- [Your objective]:
Return each line containing "screenshot".

- [Dataset excerpt]:
______

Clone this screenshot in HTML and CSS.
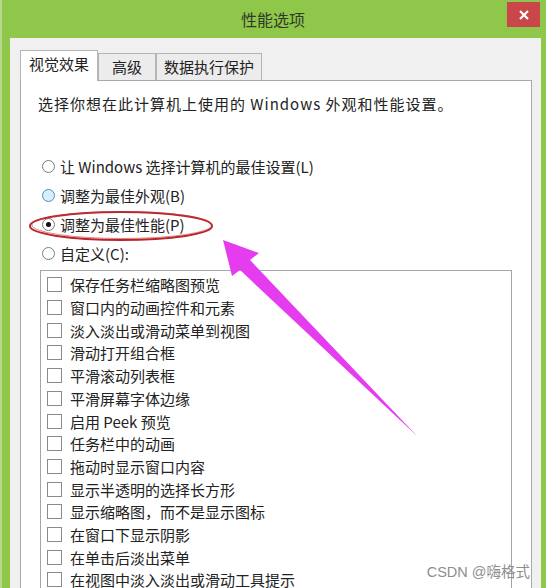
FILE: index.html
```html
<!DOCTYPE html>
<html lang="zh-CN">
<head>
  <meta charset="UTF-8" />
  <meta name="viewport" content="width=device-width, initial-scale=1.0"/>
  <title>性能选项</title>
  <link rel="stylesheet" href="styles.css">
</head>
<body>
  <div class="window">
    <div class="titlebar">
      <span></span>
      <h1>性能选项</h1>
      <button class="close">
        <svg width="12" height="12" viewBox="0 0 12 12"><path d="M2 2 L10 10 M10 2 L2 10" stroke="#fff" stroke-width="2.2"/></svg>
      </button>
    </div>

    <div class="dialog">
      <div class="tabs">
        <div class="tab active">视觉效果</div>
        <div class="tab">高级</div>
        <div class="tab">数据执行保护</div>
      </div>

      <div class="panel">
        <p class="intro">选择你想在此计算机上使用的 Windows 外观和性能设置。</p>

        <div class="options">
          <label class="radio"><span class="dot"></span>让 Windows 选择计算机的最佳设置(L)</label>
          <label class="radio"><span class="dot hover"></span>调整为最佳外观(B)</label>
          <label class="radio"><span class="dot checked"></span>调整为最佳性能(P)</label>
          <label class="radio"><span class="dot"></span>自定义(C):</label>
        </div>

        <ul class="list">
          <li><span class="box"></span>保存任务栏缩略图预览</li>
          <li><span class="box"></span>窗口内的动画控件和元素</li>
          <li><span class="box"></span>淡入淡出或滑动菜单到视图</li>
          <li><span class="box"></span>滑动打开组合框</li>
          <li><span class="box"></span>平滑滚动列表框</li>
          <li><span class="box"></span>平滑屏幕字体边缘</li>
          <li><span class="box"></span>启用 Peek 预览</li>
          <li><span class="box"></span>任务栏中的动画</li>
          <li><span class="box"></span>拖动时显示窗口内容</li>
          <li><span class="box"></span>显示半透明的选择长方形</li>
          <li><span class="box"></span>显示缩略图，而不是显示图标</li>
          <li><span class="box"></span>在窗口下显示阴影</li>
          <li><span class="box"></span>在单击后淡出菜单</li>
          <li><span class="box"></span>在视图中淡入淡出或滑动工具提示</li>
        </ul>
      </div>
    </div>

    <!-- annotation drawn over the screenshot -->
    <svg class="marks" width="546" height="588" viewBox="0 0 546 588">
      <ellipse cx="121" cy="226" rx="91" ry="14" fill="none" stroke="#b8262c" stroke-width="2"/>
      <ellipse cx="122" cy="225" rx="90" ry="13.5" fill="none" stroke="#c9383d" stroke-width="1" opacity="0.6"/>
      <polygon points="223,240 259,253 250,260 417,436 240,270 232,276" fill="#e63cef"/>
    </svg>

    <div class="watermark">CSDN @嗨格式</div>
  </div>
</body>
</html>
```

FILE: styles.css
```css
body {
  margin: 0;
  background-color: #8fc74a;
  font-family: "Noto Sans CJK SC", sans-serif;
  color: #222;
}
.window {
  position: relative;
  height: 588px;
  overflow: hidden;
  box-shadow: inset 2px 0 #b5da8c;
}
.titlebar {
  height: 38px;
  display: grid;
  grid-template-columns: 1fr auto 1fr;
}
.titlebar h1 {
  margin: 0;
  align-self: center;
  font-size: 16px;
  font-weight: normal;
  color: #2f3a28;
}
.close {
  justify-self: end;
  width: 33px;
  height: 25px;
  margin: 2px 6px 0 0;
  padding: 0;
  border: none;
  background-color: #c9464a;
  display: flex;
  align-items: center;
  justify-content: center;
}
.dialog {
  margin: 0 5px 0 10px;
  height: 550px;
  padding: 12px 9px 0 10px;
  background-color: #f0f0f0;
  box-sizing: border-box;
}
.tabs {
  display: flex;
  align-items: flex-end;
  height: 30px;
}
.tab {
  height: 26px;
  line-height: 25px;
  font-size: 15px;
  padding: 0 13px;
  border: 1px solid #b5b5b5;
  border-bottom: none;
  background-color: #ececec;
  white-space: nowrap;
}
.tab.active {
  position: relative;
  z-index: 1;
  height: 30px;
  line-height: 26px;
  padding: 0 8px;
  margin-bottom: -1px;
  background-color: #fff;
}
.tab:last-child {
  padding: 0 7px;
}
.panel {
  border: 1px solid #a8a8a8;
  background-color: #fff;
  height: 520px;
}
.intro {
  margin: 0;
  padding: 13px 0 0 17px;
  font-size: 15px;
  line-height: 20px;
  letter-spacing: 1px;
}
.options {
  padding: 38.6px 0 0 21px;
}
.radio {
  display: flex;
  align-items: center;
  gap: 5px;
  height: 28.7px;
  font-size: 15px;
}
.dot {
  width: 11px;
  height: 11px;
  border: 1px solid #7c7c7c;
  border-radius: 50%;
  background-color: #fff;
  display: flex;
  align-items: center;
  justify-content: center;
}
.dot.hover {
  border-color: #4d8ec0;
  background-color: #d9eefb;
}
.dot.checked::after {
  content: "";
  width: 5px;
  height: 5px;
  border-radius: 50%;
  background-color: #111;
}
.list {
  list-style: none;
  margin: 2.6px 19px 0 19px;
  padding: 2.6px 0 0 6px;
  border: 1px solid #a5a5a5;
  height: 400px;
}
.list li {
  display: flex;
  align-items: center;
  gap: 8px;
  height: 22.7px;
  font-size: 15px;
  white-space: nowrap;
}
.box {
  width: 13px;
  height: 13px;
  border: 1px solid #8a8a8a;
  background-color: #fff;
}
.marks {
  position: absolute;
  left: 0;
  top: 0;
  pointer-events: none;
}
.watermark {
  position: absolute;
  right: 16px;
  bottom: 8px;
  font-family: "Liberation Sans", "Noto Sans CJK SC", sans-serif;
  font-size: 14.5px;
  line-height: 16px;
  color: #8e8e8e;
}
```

______

- [Answer for the task]:
Clone this screenshot in HTML and CSS.
    <!-- annotation drawn over the screenshot -->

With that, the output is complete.